I think that was written by @Jingyan95. Can you help Jack?
Hello @tschuh , I saw that new KF is outputting -122.402 as the z0 (with an eta of 0.307698) for the track that is causing the crash, which sounds a bit strange. Is this expected ?
Well the KF has no mechanism of killing tracks, if that is the result it will send it. The Track Quality should mark this track as garbage and downstream consumer should not take it into account.
I ran CMSSW with the gdb debugger, which crashes with traceback below, so I guess in the original message reported by @Chriisbrown of "_n (which is 38)", it was the value of binCot which was 38, and so outside the expected range.
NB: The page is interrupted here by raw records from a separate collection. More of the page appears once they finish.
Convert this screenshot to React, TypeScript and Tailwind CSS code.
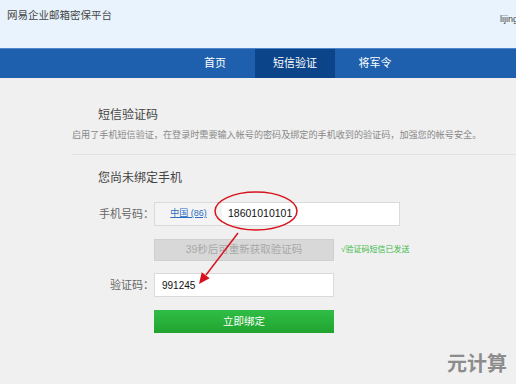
import React from 'react';

// 网易企业邮箱密保平台 - 短信验证页
const tabs = [
  { label: '首页', active: false },
  { label: '短信验证', active: true },
  { label: '将军令', active: false },
];

export default function App() {
  return (
    <div
      className="relative w-[516px] h-[384px] overflow-hidden bg-[#f0f0f0] text-[#444]"
      style={{ fontFamily: '"Liberation Sans", "Noto Sans CJK SC", sans-serif' }}
    >
      {/* 顶部 */}
      <div className="flex h-[48px] bg-[#e9f3fd] overflow-hidden">
        <div className="w-[500px] shrink-0 pl-[7px] pt-[8px] text-[10.5px] leading-[14px] text-[#444]">
          网易企业邮箱密保平台
        </div>
        <div className="shrink-0 whitespace-nowrap pt-[13px] text-[9px] text-[#444]">lijing</div>
      </div>

      {/* 导航 */}
      <div className="flex h-[30px] bg-[#1e5fae] border-t border-[#4f86c8]">
        <div className="w-[175px]" />
        {tabs.map(tab => (
          <div
            key={tab.label}
            className={
              tab.active
                ? 'w-[80px] text-center text-[11px] leading-[29px] text-white bg-[#0b4488]'
                : 'w-[80px] text-center text-[11px] leading-[29px] text-white'
            }
          >
            {tab.label}
          </div>
        ))}
      </div>

      {/* 内容 */}
      <div className="pl-[72px]">
        <div className="mt-[29px] pl-[26px] text-[12px] leading-[16px] text-[#444]">短信验证码</div>
        <div className="mt-[6px] text-[9.1px] leading-[12px] text-[#888] whitespace-nowrap">
          启用了手机短信验证，在登录时需要输入帐号的密码及绑定的手机收到的验证码，加强您的帐号安全。
        </div>
        <div className="mt-[13px] border-t border-[#e2e2e2]" />

        <div className="mt-[15px] pl-[26px] text-[12px] leading-[16px] text-[#444]">您尚未绑定手机</div>

        {/* 手机号码 */}
        <div className="mt-[16px] flex items-center">
          <div className="w-[82px] text-right text-[11px] text-[#666]">手机号码：</div>
          <div className="flex h-[24px] w-[246px] border border-[#dadada]">
            <div className="flex w-[67px] items-center justify-center bg-[#f4f4f4] text-[9px] text-[#2a6cc0] underline">
              中国 (86)
            </div>
            <div className="flex flex-1 items-center bg-white pl-[6px] text-[10.5px] text-[#111]">18601010101</div>
          </div>
        </div>

        {/* 倒计时 */}
        <div className="mt-[13px] flex items-center">
          <div className="ml-[82px] flex h-[22px] w-[180px] items-center justify-center border border-[#cfcfcf] bg-[#d8d8d8] text-[10.5px] text-[#a8a8a8]">
            39秒后可重新获取验证码
          </div>
          <div className="ml-[7px] text-[8px] text-[#3cb846]">√验证码短信已发送</div>
        </div>

        {/* 验证码 */}
        <div className="mt-[12px] flex items-center">
          <div className="w-[82px] text-right text-[11px] text-[#666]">验证码：</div>
          <div className="flex h-[24px] w-[180px] items-center border border-[#dadada] bg-white pl-[7px] text-[10px] text-[#111]">
            991245
          </div>
        </div>

        {/* 立即绑定 */}
        <div className="mt-[13px] ml-[82px] flex h-[23px] w-[180px] items-center justify-center bg-gradient-to-b from-[#2fbd46] to-[#21a42f] text-[10.5px] text-white">
          立即绑定
        </div>
      </div>

      {/* 红色标注 */}
      <svg className="pointer-events-none absolute left-0 top-0" width="516" height="384">
        <ellipse cx="256" cy="211" rx="41" ry="19" fill="none" stroke="#d8121c" strokeWidth="1.5" />
        <line x1="238" y1="233" x2="206" y2="275" stroke="#d8121c" strokeWidth="1.5" />
        <polygon points="199,284 209.7,278.3 201.7,272.3" fill="#d8121c" />
      </svg>

      {/* 水印 */}
      <div className="absolute left-[447px] top-[352px] text-[20px] font-bold leading-[24px] text-[#8c8c8c]">
        元计算
      </div>
    </div>
  );
}
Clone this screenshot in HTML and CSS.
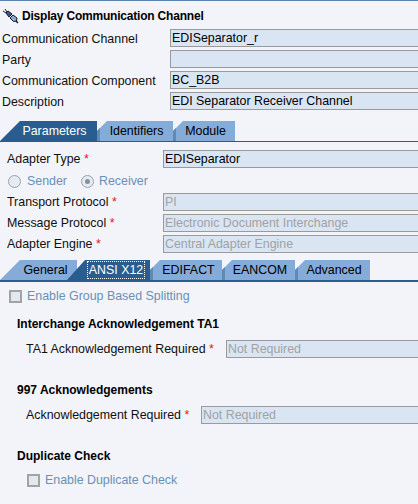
FILE: index.html
```html
<!DOCTYPE html>
<html lang="en">
<head>
<meta charset="utf-8">
<title>Display Communication Channel</title>
<link rel="stylesheet" href="styles.css">
</head>
<body>
<div class="page">
  <h1 class="title">
    <svg class="plug" width="18" height="18" viewBox="0 0 18 18" aria-hidden="true">
      <path d="M0 3l3 2M2 1l2 3" stroke="#1c2433" stroke-width="1" fill="none"/>
      <path d="M3 5l2-2 4 3-3 3z" fill="#3f5a8c" stroke="#10182a" stroke-width="1"/>
      <path d="M7 10l3-3 4 3-.5 3-3 .5z" fill="#8ea6d0" stroke="#10182a" stroke-width="1"/>
      <path d="M13 13l2 2" stroke="#10182a" stroke-width="1.500"/>
    </svg>
    <span>Display Communication Channel</span>
  </h1>
  <div class="head-form">
    <div class="row"><label>Communication Channel</label><div class="field">EDISeparator_r</div></div>
    <div class="row"><label>Party</label><div class="field"></div></div>
    <div class="row"><label>Communication Component</label><div class="field">BC_B2B</div></div>
    <div class="row"><label>Description</label><div class="field">EDI Separator Receiver Channel</div></div>
  </div>
  <div class="tabs tabs-main">
    <div class="tab active first w-params">Parameters</div>
    <div class="tab w-ident">Identifiers</div>
    <div class="tab w-module">Module</div>
  </div>
  <div class="params">
    <div class="row"><label>Adapter Type <b>*</b></label><div class="field">EDISeparator</div></div>
    <div class="radios">
      <span class="radio"></span><span class="dim r-sender">Sender</span>
      <span class="radio on"></span><span class="dim">Receiver</span>
    </div>
    <div class="row"><label>Transport Protocol <b>*</b></label><div class="field off">PI</div></div>
    <div class="row"><label>Message Protocol <b>*</b></label><div class="field off">Electronic Document Interchange</div></div>
    <div class="row"><label>Adapter Engine <b>*</b></label><div class="field off">Central Adapter Engine</div></div>
  </div>
  <div class="tabs tabs-sub">
    <div class="tab first w-general">General</div>
    <div class="tab active w-ansi"><span class="focus">ANSI X12</span></div>
    <div class="tab w-edifact">EDIFACT</div>
    <div class="tab w-eancom">EANCOM</div>
    <div class="tab w-adv">Advanced</div>
  </div>
  <div class="check top-check"><span class="box"></span><span class="dim">Enable Group Based Splitting</span></div>
  <h2 class="section s-ta1">Interchange Acknowledgement TA1</h2>
  <div class="row sub-row"><label class="l-ta1">TA1 Acknowledgement Required <b>*</b></label><div class="field off">Not Required</div></div>
  <h2 class="section s-997">997 Acknowledgements</h2>
  <div class="row sub-row"><label class="l-ack">Acknowledgement Required <b>*</b></label><div class="field off">Not Required</div></div>
  <h2 class="section s-dup">Duplicate Check</h2>
  <div class="check dup-check"><span class="box"></span><span class="dim">Enable Duplicate Check</span></div>
</div>
</body>
</html>
```
FILE: styles.css
```css
html, body { margin: 0; padding: 0; }
body { width: 418px; height: 504px; overflow: hidden; background: #f2f4f9; }
.page {
  border-top: 1px solid #5a82b0;
  height: 503px; overflow: hidden;
  font: 12.4px/17px "Liberation Sans", Arial, sans-serif;
  color: #000;
}
.title {
  display: flex; align-items: center; gap: 1px;
  box-sizing: border-box;
  margin: 0; height: 28px; padding: 2px 0 0 3px;
  font-size: 12px; font-weight: bold; letter-spacing: -0.2px;
}
.plug { flex: none; margin-top: 2px; }
.row { display: flex; height: 18px; }
.row label { white-space: nowrap; flex: none; line-height: 19px; color: #101010; box-sizing: border-box; }
.row b { color: #d22; font-weight: normal; }
.field {
  flex: 1; min-width: 0; white-space: nowrap; overflow: hidden;
  box-sizing: border-box; height: 18px; line-height: 17px;
  background: #d9e5f3; padding-left: 1px;
  border: solid #9a9a9a; border-width: 1px 0 1px 1px;
}
.field.off { color: #a2a2a2; background: #d9e5f3; }
.head-form { display: flex; flex-direction: column; gap: 3px; }
.head-form label { width: 170px; padding: 1px 0 0 2px; line-height: 18px; }
.tabs { display: flex; box-sizing: content-box; border-bottom: 2px solid #2a5d8f; height: 20px; }
.tabs-main { margin-top: 11px; border-bottom-width: 1px; }
.tab {
  box-sizing: border-box; height: 20px; line-height: 20px; text-align: center;
  background: #85acd9; color: #000; flex: none; white-space: nowrap;
  clip-path: polygon(10px 0, 100% 0, 100% 100%, 0 100%, 0 10px);
  border-left: 3px solid #5f8ab8;
}
.tab.first { clip-path: polygon(20px 0, 100% 0, 100% 100%, 0 100%); padding-left: 12px; border-left: 0; }
.tab.active { background: #2a5d8f; color: #fff; border-left: 0; }
.w-params { width: 97px; }
.w-ident { width: 76px; }
.w-module { width: 62px; }
.tab.w-general { width: 77px; padding-left: 14px; }
.w-ansi { width: 83px; clip-path: polygon(18px 0, 100% 0, 100% 100%, 0 100%); padding-left: 15px; margin-left: -10px; }
.w-edifact { width: 72px; padding-left: 2px; }
.w-eancom { width: 73px; }
.w-adv { width: 75px; }
.focus { outline: 1px dotted #fff; outline-offset: 0; padding: 1px; }
.params { padding-top: 8px; }
.params .row { margin-bottom: 3px; }
.params label { width: 163px; padding-left: 7px; }
.radios { display: flex; align-items: center; height: 22px; padding-left: 8px; margin-bottom: 1px; margin-top: -1px; }
.radio {
  width: 11px; height: 11px; border-radius: 50%; border: 1px solid #9aa0a8;
  background: #e4ebf3; flex: none; margin-right: 6px; position: relative;
}
.radio.on { margin-right: 5px; }
.radio.on::after {
  content: ""; position: absolute; left: 3px; top: 3px; width: 5px; height: 5px;
  border-radius: 50%; background: #8a8f96;
}
.r-sender { margin-right: 14px; }
.dim { color: #6a90b8; }
.tabs-sub { margin-top: 7px; }
.check { display: flex; align-items: center; }
.box {
  width: 9px; height: 9px; border: 2px solid #a3a3a3; background: #e1e8f0;
  flex: none; margin-right: 5px;
}
.top-check { padding: 6px 0 0 9px; }
.section { margin: 0; font-size: 12px; line-height: 16px; font-weight: bold; padding-left: 17px; }
.s-ta1 { margin-top: 11px; }
.s-997 { margin-top: 24px; }
.s-dup { margin-top: 24px; }
.sub-row { padding-left: 26px; margin-top: 8px; }
.l-ta1 { width: 200px; }
.l-ack { width: 175px; }
.dup-check { padding: 8px 0 0 27px; }
```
It's important to realize that when we run with HYBRID_NEWKF, the TTTrack collection is produced by the Tracklet pattern recognition. The new KF currently does not write a TTTrack collection (though Thomas tells me we should add this sometime). It only writes an EDProduct of its digitised output stream. Therefore it's plausible that the tracks lie outside the expected eta sectors etc., and this causes the crash. We should probably disable the running of L1TrackNtupleMaker.cc when using HYBRID_NEWKF to avoid confusion?
@tomalin This makes sense as the source of the issue. If we can't run the L1TrackNtupleMaker with the HYBRID_NEWKF how should standard track plots be made so the performance can be compared against the previous HYBRID approach as currently the workflow is to create the ntuples with the L1TrackNtupleMaker and then run them through the L1TrackNtuplePlot root macro?
Hello @tomalin and @Chriisbrown ,
Thank you for checking. I am working on a fix to avoid out of bound error like this. I will make a PR soon.
Hello @tomalin and @Chriisbrown ,
Thank you for checking. I am working on a fix to avoid out of bound error like this. I will make a PR soon.
Thanks @Jingyan95 . Even when using the old HYBRID, people do sometimes choose to disable the DR & KF, so that the TTTrack collection is produced only using Tracklet pattern reco. This is useful to understand how DR & KF affect performance. I guess the same crash can occur then, so it would be good if HitPatternHelper could avoid crashing, even if it just disables itself in that cfg. (I'm not sure it's worth the complexity of adding lots of new code).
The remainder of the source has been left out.